**Requirement:**
Below is some material; set it all down exactly, apart from the pictures.

**Given data:**
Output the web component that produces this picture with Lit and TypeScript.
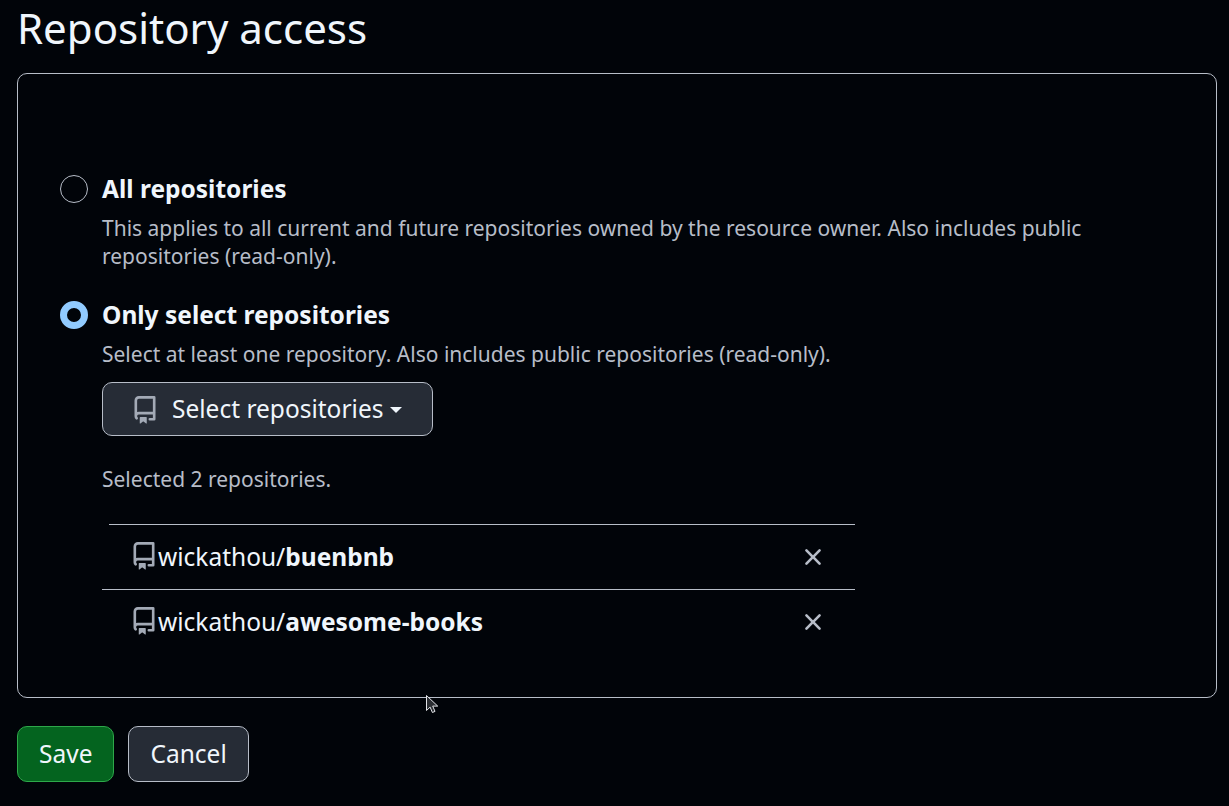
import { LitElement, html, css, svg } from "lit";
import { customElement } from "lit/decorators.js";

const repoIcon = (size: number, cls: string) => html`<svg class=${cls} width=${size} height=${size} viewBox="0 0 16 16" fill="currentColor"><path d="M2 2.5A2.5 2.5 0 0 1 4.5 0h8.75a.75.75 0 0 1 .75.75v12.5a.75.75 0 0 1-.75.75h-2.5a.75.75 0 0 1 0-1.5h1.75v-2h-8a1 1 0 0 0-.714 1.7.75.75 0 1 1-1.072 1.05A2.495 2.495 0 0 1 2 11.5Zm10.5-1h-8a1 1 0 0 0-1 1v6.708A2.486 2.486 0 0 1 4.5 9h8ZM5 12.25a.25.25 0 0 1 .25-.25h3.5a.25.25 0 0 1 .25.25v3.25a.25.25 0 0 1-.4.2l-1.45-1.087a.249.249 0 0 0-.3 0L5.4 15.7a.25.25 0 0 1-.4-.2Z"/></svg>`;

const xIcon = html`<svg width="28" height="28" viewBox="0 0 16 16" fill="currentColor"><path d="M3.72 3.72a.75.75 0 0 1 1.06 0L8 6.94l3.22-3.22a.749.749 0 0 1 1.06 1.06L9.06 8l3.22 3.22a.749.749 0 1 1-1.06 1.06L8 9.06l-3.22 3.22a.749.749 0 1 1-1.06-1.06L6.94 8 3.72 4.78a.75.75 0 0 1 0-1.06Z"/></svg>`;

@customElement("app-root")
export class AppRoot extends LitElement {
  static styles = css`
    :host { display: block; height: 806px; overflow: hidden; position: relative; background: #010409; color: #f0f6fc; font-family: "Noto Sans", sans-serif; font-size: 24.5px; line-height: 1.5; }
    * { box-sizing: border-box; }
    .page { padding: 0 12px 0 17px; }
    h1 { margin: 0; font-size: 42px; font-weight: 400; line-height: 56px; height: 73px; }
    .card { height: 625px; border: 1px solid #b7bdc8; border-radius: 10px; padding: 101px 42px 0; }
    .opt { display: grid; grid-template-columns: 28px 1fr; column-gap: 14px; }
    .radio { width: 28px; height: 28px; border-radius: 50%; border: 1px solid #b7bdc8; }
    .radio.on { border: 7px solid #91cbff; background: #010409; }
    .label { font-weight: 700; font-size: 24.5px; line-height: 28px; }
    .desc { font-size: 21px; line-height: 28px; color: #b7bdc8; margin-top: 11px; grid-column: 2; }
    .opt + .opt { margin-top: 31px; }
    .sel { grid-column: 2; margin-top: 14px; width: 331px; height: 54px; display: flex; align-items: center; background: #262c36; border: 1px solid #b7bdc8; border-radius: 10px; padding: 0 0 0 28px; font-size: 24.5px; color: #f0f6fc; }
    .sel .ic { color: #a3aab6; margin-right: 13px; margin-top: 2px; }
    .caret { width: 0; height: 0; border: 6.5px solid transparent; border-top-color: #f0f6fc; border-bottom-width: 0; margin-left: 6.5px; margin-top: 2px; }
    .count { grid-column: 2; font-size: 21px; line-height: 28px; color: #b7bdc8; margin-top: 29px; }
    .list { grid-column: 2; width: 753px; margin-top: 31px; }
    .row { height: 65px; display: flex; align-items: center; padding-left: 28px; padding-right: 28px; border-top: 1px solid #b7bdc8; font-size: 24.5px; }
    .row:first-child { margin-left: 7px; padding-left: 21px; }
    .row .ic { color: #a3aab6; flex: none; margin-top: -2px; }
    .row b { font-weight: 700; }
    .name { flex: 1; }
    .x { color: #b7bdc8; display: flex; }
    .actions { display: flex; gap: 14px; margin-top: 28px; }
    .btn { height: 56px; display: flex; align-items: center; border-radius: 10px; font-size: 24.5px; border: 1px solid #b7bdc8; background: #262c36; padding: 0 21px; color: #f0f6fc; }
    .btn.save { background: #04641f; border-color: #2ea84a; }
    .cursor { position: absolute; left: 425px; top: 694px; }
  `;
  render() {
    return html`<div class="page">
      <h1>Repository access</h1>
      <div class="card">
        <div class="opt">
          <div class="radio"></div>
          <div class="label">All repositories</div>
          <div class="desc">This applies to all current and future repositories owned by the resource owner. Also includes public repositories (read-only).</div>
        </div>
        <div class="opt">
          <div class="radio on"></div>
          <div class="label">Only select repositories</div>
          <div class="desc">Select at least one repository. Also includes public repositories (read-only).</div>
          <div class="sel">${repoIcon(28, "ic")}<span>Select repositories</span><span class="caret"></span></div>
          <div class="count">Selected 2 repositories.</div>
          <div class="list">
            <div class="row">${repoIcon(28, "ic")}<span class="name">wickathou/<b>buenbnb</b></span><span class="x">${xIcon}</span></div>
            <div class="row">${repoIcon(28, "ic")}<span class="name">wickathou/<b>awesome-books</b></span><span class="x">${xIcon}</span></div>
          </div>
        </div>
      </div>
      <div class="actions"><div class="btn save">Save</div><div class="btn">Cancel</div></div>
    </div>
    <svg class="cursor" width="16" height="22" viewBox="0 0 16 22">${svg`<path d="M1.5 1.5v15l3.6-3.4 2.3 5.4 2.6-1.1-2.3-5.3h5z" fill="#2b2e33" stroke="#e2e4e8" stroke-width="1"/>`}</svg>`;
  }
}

**Task solution:**
Output the web component that produces this picture with Lit and TypeScript.
import { LitElement, html, css, svg } from "lit";
import { customElement } from "lit/decorators.js";

const repoIcon = (size: number, cls: string) => html`<svg class=${cls} width=${size} height=${size} viewBox="0 0 16 16" fill="currentColor"><path d="M2 2.5A2.5 2.5 0 0 1 4.5 0h8.75a.75.75 0 0 1 .75.75v12.5a.75.75 0 0 1-.75.75h-2.5a.75.75 0 0 1 0-1.5h1.75v-2h-8a1 1 0 0 0-.714 1.7.75.75 0 1 1-1.072 1.05A2.495 2.495 0 0 1 2 11.5Zm10.5-1h-8a1 1 0 0 0-1 1v6.708A2.486 2.486 0 0 1 4.5 9h8ZM5 12.25a.25.25 0 0 1 .25-.25h3.5a.25.25 0 0 1 .25.25v3.25a.25.25 0 0 1-.4.2l-1.45-1.087a.249.249 0 0 0-.3 0L5.4 15.7a.25.25 0 0 1-.4-.2Z"/></svg>`;

const xIcon = html`<svg width="28" height="28" viewBox="0 0 16 16" fill="currentColor"><path d="M3.72 3.72a.75.75 0 0 1 1.06 0L8 6.94l3.22-3.22a.749.749 0 0 1 1.06 1.06L9.06 8l3.22 3.22a.749.749 0 1 1-1.06 1.06L8 9.06l-3.22 3.22a.749.749 0 1 1-1.06-1.06L6.94 8 3.72 4.78a.75.75 0 0 1 0-1.06Z"/></svg>`;

@customElement("app-root")
export class AppRoot extends LitElement {
  static styles = css`
    :host { display: block; height: 806px; overflow: hidden; position: relative; background: #010409; color: #f0f6fc; font-family: "Noto Sans", sans-serif; font-size: 24.5px; line-height: 1.5; }
    * { box-sizing: border-box; }
    .page { padding: 0 12px 0 17px; }
    h1 { margin: 0; font-size: 42px; font-weight: 400; line-height: 56px; height: 73px; }
    .card { height: 625px; border: 1px solid #b7bdc8; border-radius: 10px; padding: 101px 42px 0; }
    .opt { display: grid; grid-template-columns: 28px 1fr; column-gap: 14px; }
    .radio { width: 28px; height: 28px; border-radius: 50%; border: 1px solid #b7bdc8; }
    .radio.on { border: 7px solid #91cbff; background: #010409; }
    .label { font-weight: 700; font-size: 24.5px; line-height: 28px; }
    .desc { font-size: 21px; line-height: 28px; color: #b7bdc8; margin-top: 11px; grid-column: 2; }
    .opt + .opt { margin-top: 31px; }
    .sel { grid-column: 2; margin-top: 14px; width: 331px; height: 54px; display: flex; align-items: center; background: #262c36; border: 1px solid #b7bdc8; border-radius: 10px; padding: 0 0 0 28px; font-size: 24.5px; color: #f0f6fc; }
    .sel .ic { color: #a3aab6; margin-right: 13px; margin-top: 2px; }
    .caret { width: 0; height: 0; border: 6.5px solid transparent; border-top-color: #f0f6fc; border-bottom-width: 0; margin-left: 6.5px; margin-top: 2px; }
    .count { grid-column: 2; font-size: 21px; line-height: 28px; color: #b7bdc8; margin-top: 29px; }
    .list { grid-column: 2; width: 753px; margin-top: 31px; }
    .row { height: 65px; display: flex; align-items: center; padding-left: 28px; padding-right: 28px; border-top: 1px solid #b7bdc8; font-size: 24.5px; }
    .row:first-child { margin-left: 7px; padding-left: 21px; }
    .row .ic { color: #a3aab6; flex: none; margin-top: -2px; }
    .row b { font-weight: 700; }
    .name { flex: 1; }
    .x { color: #b7bdc8; display: flex; }
    .actions { display: flex; gap: 14px; margin-top: 28px; }
    .btn { height: 56px; display: flex; align-items: center; border-radius: 10px; font-size: 24.5px; border: 1px solid #b7bdc8; background: #262c36; padding: 0 21px; color: #f0f6fc; }
    .btn.save { background: #04641f; border-color: #2ea84a; }
    .cursor { position: absolute; left: 425px; top: 694px; }
  `;
  render() {
    return html`<div class="page">
      <h1>Repository access</h1>
      <div class="card">
        <div class="opt">
          <div class="radio"></div>
          <div class="label">All repositories</div>
          <div class="desc">This applies to all current and future repositories owned by the resource owner. Also includes public repositories (read-only).</div>
        </div>
        <div class="opt">
          <div class="radio on"></div>
          <div class="label">Only select repositories</div>
          <div class="desc">Select at least one repository. Also includes public repositories (read-only).</div>
          <div class="sel">${repoIcon(28, "ic")}<span>Select repositories</span><span class="caret"></span></div>
          <div class="count">Selected 2 repositories.</div>
          <div class="list">
            <div class="row">${repoIcon(28, "ic")}<span class="name">wickathou/<b>buenbnb</b></span><span class="x">${xIcon}</span></div>
            <div class="row">${repoIcon(28, "ic")}<span class="name">wickathou/<b>awesome-books</b></span><span class="x">${xIcon}</span></div>
          </div>
        </div>
      </div>
      <div class="actions"><div class="btn save">Save</div><div class="btn">Cancel</div></div>
    </div>
    <svg class="cursor" width="16" height="22" viewBox="0 0 16 22">${svg`<path d="M1.5 1.5v15l3.6-3.4 2.3 5.4 2.6-1.1-2.3-5.3h5z" fill="#2b2e33" stroke="#e2e4e8" stroke-width="1"/>`}</svg>`;
  }
}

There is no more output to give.